We show that the proposed feedback in Fig. 1 is detectable in observations and likely plays an important role in tropical (presented for the first time here) and boreal forests (already presented in ref. 8). Furthermore, our methodology for evaluating feedbacks in ESMs, using the interplay between key variables in the present-day climate to evaluate how realistic a given feedback is represented in ESMs, is shown to be efficient in identifying model weaknesses and also compensating errors along the process chain.

As mentioned, our evaluation only targets the temperature feedback and not the direct effects increased CO2 concentrations can have on BVOC emissions – both through the so-called CO2 fertilisation effect46 and through CO2 inhibiting isoprene emissions directly see e.g.47. This CO2 “branch” is not strictly a feedback since there is no dependency on temperature, but is still highly relevant for future emissions and is included in the feedback estimates in15. Gomez et al.43 show that for the latest generation of ESMs (Coupled Model Intercomparison Project 6, CMIP6), the CO2 branch is highly variable, and again UKESM and NorESM stand out as extremes: in UKESM the CO2 branch has a negative effect on BVOC emissions due to CO2 inhibition while in NorESM the CO2 fertilisation dominates and the signal of the CO2 branch is slightly higher than the temperature branch. In spite of this, most of the difference between UKESM and NorESM originates in the conversion of the emission change to actual forcing, as can be seen in Table 9 in ref. 15. The total change in emissions per change in temperature (which includes 4 × CO2) is a factor of approximately 7 larger for NorESM than UKESM, while the change in effective radiative forcing (ERF) per change in emissions is a factor of 30 larger for NorESM than for UKESM. Our analysis is able to pinpoint specific issues in both models in exactly the steps that convert changing emissions to forcing. Based on the four ESMs in this study, we demonstrate especially the following four issues:

  1. 1.

    While the models generally get the temperature dependence of OA mass concentration right for boreal forests (SMEAR-II), for tropical forests (ATTO), both the dependency on temperature and the overall OA mass is highly diverse and in particular UKESM has no response to temperature at ATTO.

  2. 2.

    The influence of OA on particle number and size in the models is very diverse, which suggests that size distribution dynamics are highly important for the feedback strength.

  3. 3.

    These relationships between OA mass concentration and particle number concentration affect the strength of the OA impact on clouds.

  4. 4.

    The hygroscopicity of OA in the models may affect the total feedback. This is seen for UKESM in the boreal zone, where we find a relatively weak cloud response to OA, in spite of the model being quite sensitive to N100 (similar to EC-Earth and ECHAM-SALSA).

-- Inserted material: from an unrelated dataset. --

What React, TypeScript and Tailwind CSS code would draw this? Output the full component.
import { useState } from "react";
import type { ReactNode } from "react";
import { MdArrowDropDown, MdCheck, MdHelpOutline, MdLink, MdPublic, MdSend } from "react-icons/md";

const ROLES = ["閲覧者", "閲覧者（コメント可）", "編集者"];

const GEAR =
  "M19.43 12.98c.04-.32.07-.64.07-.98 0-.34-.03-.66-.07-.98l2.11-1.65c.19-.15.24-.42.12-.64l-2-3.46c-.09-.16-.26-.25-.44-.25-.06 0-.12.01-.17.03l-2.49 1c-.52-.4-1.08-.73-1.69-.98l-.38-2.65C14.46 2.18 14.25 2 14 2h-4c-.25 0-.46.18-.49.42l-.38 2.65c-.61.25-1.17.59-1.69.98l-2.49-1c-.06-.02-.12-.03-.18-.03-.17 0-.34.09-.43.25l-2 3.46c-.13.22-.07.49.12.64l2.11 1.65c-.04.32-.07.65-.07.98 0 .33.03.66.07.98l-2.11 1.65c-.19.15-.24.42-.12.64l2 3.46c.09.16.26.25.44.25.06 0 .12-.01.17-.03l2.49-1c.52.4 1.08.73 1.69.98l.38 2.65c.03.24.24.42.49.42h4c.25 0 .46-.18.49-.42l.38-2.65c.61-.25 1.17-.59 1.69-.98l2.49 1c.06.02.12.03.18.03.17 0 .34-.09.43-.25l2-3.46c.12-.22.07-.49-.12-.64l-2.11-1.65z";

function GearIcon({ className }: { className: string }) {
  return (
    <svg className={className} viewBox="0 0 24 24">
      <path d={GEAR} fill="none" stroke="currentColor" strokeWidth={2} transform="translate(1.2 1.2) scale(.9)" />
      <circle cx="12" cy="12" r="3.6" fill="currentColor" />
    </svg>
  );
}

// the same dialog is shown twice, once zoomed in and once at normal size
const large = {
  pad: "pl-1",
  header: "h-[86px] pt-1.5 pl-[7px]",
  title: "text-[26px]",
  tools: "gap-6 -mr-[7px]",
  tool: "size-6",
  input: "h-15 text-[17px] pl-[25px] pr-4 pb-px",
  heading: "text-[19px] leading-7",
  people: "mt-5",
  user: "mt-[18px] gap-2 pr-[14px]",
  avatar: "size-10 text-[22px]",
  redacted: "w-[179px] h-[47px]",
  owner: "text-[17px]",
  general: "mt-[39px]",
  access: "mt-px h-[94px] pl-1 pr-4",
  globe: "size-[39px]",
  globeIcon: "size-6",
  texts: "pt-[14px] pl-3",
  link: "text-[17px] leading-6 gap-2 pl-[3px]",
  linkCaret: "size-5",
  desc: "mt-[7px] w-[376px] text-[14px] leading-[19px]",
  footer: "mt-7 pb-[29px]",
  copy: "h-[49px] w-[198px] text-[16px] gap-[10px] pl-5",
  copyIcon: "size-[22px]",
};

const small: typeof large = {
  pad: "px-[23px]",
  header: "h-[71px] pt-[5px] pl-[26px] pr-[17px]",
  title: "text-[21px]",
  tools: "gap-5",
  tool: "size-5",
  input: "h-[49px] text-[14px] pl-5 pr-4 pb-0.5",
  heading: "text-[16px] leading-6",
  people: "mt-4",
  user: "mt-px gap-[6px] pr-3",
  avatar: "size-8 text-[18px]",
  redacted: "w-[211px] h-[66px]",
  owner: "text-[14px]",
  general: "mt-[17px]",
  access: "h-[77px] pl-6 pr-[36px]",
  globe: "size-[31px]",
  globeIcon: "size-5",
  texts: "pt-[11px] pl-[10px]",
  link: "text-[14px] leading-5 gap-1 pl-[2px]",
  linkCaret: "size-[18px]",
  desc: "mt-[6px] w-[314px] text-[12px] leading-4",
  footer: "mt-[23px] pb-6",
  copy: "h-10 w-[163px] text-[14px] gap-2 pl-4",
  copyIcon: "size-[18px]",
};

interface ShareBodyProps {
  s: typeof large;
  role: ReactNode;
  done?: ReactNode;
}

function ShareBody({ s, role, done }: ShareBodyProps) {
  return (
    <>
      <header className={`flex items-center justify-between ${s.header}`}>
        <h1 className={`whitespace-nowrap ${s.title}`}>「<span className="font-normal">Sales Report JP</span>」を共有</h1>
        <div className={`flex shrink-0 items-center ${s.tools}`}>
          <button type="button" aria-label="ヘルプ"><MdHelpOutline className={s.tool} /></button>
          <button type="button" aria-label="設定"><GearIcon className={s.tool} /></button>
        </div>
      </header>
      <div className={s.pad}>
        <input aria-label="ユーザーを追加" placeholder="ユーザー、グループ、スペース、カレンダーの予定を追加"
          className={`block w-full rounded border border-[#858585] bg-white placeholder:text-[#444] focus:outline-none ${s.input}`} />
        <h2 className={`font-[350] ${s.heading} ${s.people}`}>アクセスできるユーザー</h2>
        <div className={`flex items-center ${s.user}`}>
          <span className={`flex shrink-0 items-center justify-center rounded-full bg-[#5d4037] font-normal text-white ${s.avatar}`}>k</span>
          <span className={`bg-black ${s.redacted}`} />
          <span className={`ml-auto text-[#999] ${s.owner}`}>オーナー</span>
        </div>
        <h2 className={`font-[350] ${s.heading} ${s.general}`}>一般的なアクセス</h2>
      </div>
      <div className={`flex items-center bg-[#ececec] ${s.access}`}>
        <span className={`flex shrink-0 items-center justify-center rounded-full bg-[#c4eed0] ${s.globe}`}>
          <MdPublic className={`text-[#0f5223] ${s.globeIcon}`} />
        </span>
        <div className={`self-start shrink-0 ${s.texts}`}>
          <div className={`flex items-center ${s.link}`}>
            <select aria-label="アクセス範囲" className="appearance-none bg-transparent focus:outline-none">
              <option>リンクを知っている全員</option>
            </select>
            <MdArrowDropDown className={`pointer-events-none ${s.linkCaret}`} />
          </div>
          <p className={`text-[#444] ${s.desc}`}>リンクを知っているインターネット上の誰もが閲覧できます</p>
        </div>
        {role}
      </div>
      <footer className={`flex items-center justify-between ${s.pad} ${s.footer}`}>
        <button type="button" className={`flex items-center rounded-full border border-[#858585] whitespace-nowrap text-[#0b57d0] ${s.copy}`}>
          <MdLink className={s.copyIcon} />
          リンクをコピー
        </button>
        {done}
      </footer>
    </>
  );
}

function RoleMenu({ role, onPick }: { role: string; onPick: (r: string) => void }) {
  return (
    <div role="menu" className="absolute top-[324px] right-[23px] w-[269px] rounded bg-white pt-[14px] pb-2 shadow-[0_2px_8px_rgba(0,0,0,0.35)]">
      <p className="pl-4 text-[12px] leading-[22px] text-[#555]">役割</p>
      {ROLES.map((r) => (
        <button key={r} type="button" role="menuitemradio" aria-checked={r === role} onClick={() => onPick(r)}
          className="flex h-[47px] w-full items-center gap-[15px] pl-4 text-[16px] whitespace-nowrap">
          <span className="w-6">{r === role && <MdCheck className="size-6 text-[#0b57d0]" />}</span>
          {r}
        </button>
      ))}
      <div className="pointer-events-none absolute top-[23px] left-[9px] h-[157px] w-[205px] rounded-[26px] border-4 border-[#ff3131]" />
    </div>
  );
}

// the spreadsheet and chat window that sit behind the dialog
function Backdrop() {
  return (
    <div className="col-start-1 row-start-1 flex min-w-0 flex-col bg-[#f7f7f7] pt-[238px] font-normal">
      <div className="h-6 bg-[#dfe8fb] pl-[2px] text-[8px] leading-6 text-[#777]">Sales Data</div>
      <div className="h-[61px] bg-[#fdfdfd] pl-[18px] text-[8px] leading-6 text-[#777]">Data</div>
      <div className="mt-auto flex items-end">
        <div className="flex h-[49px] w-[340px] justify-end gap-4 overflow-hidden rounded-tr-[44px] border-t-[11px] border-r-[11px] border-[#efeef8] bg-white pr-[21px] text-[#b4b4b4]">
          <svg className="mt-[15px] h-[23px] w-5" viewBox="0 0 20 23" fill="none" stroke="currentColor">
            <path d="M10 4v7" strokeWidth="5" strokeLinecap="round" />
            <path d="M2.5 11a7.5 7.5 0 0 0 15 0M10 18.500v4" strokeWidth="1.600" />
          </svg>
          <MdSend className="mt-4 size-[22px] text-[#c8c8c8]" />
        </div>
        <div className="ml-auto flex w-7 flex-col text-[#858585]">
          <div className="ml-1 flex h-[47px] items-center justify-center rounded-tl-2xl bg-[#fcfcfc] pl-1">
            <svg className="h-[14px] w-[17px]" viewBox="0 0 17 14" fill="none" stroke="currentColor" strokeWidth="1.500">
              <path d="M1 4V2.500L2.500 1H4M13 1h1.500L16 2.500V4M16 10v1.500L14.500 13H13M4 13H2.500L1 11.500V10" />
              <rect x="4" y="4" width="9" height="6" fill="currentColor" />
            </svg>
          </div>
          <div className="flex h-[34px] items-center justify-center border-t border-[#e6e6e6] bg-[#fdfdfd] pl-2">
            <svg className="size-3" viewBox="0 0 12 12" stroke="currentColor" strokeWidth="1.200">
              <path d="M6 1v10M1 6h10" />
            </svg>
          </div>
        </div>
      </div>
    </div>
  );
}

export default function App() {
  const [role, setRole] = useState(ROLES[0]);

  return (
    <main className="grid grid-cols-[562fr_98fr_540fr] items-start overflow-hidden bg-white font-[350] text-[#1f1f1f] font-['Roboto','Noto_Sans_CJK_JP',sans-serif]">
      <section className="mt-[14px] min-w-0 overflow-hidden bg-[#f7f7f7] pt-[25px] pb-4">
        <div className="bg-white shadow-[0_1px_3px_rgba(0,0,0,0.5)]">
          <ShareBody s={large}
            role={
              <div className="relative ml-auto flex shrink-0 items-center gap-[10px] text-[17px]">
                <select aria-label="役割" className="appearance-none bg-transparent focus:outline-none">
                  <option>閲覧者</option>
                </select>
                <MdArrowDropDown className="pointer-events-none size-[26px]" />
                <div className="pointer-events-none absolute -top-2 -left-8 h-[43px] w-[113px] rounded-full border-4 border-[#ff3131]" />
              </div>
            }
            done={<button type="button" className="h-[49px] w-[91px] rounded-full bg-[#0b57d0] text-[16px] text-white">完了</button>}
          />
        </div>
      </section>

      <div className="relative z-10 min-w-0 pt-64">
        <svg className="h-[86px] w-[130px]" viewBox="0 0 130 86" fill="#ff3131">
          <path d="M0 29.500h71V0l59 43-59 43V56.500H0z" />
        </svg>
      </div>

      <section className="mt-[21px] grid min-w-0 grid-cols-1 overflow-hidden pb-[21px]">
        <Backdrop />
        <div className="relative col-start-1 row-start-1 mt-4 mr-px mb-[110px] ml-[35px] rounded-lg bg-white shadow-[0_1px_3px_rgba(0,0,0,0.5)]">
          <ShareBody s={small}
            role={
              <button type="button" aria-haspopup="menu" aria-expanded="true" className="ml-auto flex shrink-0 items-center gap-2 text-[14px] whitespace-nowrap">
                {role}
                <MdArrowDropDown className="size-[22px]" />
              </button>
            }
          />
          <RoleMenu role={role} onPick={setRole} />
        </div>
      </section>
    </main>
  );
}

The models perform overall much more coherently with both each other and the observations in SMEAR-II compared to ATTO. This is perhaps not surprising: a long history of both forest and aerosol research performed at SMEAR-II means that the observations from this station have been used actively during the development of these models and components therein. It does, however, speak to the importance of both establishing long-term measurements in under-sampled parts of the atmosphere – especially in the southern hemisphere – and placing more weight on already existing measurements, like those from ATTO, in model development. It is, for example, possible that the fixed SOA yield approach used in these models works well enough in a boreal forest, but fails in a high isoprene environment like the tropics see e.g.27. If so, this is a significant structural error in the models.

In this study, two of the models have interactive oxidant chemistry, UKESM and EC-Earth. This is in contrast to NorESM and ECHAM-SALSA, where oxidant concentrations are read from file and cannot be affected (e.g. depleted) by changes in the BVOC emissions. It is interesting that these models both have too low a slope or a too weak relationship between temperature and OA mass (Fig. 2). This is especially true for UKESM, where the temperature dependency of monoterpene emissions is very similar to NorESM and ECHAM-SALSA (they all use MEGAN or pre-runners10,48), meaning that the dependency of OA mass on temperature is lost during the oxidation process. A recent study by49 using UKESM emphasises that oxidant chemistry can play a major role in the total feedback, also for the cloud-aerosol interactions. While the oxidant chemistry response is clearly missing in models like NorESM and ECHAM-SALSA that have fixed oxidant concentrations, the fact that the models in this study with interactive chemistry (EC-Earth and UKESM) agree poorly with the observations for the temperature to OA relationship might encourage further improvements of the oxidant chemistry in the tropical forest regions in the models.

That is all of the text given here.